Before You Send Out that LinkedIn Message: Read This!
Often a recruiter will reach out to me on LinkedIn to tell me about an open role and it is clear that the email they sent could have been intended for me or any one of the 10,000 other recruiters that could also be a fit. The problem with recruiting in an age when people can send out mass-emails is that somewhere along the way the personal touch gets lost and it comes across as a spam-like message:
I am recruiting for XYZ Company and thought you would be a fit. XYZ Company is (insert the founding date of the company as well as the same pitch that is posted on the company website). Let me know if you’re interested.

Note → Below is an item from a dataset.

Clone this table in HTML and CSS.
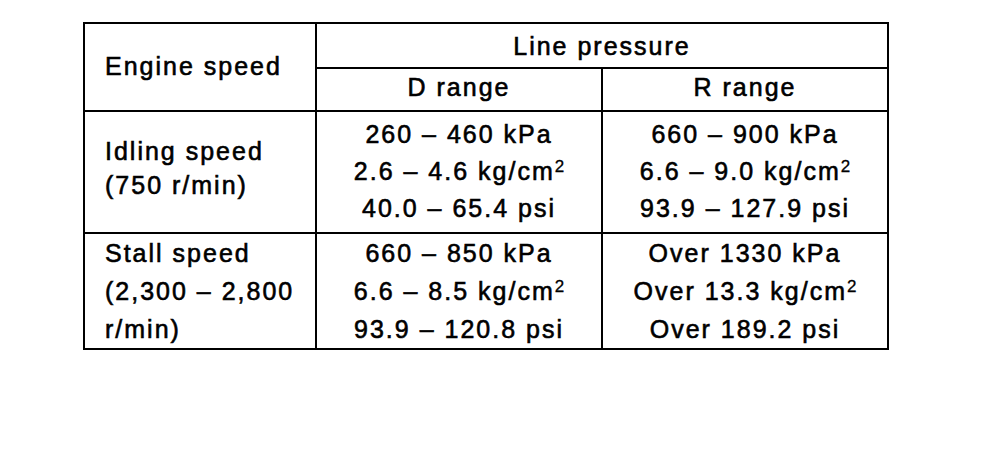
FILE: index.html
```html
<!DOCTYPE html>
<html>
  <head>
    <meta charset="utf-8">
    <title>Line pressure</title>
    <link rel="stylesheet" href="styles.css">
  </head>
  <body>

    <table class="spec">
      <colgroup><col class="c-speed"><col class="c-range"><col class="c-range"></colgroup>
      <tr class="head1">
        <th rowspan="2" class="lab">Engine speed</th>
        <th colspan="2">Line pressure</th>
      </tr>
      <tr class="head2">
        <th>D range</th>
        <th>R range</th>
      </tr>
      <tr class="idle">
        <td class="lab">Idling speed<br>(750 r/min)</td>
        <td>260 – 460 kPa<br>2.6 – 4.6 kg/cm<sup>2</sup><br>40.0 – 65.4 psi</td>
        <td>660 – 900 kPa<br>6.6 – 9.0 kg/cm<sup>2</sup><br>93.9 – 127.9 psi</td>
      </tr>
      <tr class="stall">
        <td class="lab">Stall speed<br>(2,300 – 2,800<br>r/min)</td>
        <td>660 – 850 kPa<br>6.6 – 8.5 kg/cm<sup>2</sup><br>93.9 – 120.8 psi</td>
        <td>Over 1330 kPa<br>Over 13.3 kg/cm<sup>2</sup><br>Over 189.2 psi</td>
      </tr>
    </table>

  </body>
</html>
```

FILE: styles.css
```css
body                 { margin: 0; background-color: #fff; color: #000; }

.spec                { margin: 22px 0 0 83px; width: 806px; table-layout: fixed; border-collapse: separate; border-spacing: 0;
                       border-top: 2px solid #000; border-left: 2px solid #000;
                       font-family: "Liberation Sans", Arial, sans-serif; font-size: 25px; letter-spacing: 2px;
                       -webkit-text-stroke: 0.6px #000; }

.spec col.c-speed    { width: 232px; }

.spec th,
.spec td             { box-sizing: border-box; border-right: 2px solid #000; border-bottom: 2px solid #000;
                       padding: 0; font-weight: normal; text-align: center; line-height: 30px; }

.spec .lab           { text-align: left; padding-left: 20px; }

.spec .head1         { height: 45px; }
.spec .head2         { height: 43px; }
.spec .head2 th      { padding-bottom: 5px; }
.spec .head1 .lab    { padding-bottom: 2px; }

.spec .idle          { height: 122px; }
.spec .idle td       { vertical-align: top; line-height: 37px; padding-top: 4px; }
.spec .idle td.lab   { line-height: 34px; padding-top: 22px; }

.spec .stall         { height: 116px; }
.spec .stall td      { vertical-align: top; line-height: 38px; }

.spec sup            { font-size: 17px; line-height: 0; vertical-align: 8px; letter-spacing: 0; -webkit-text-stroke: 0.3px #000; }
```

I don’t know about you, but if I receive that message on LinkedIn or in an email, that bad boy is getting sent to the trash. The message says nothing. I don’t know that the sender even bothered to learn anything about my background. By blanket messaging a lot of prospective candidates you are being sloppy. There are no two ways around it. Recruiters complain about the candidate who submits his or her cover letter and resume to every job posting without making addendums for a specific position, so why is it okay for recruiters to reach out to candidates without an ounce of personalization? If a recruiter sends out mass emails to attract top talent it simply appears careless, and it reflects poorly on the company.
To remedy this situation takes effort on the recruiter’s part. For starters, I suggest actually reading the candidate’s LinkedIn profile. What stands out about her background? What makes you want to reach out to her? Mention that in the body of your message.
I am recruiting for XYZ Company (Website inserted). I am currently searching for XYZ’s next Director of Sales and I came across your profile. Your experience at ABC as the Account Executive for New England struck me as relevant to my search. I understand you may not be looking to make a move from ABC at this time, but maybe you know someone who is? Please let me know if you have interest in connecting on this role.
Now, I don’t know about you, but that is a message I would responding to. It is clear the recruiter who wrote that message spent enough time learning about my background to know that I would be a good fit. I also know that this is a person I want to connect with to network. Maybe this is not the right job for me, but there could be one down the road that would be a better fit.
It is important that as the recruiter you do due diligence on the candidates you are recruiting for. In the long run this will save you from having conversations with unqualified candidates. Spend the extra time to personalize your message; it may be the difference between getting candidates and getting top candidates.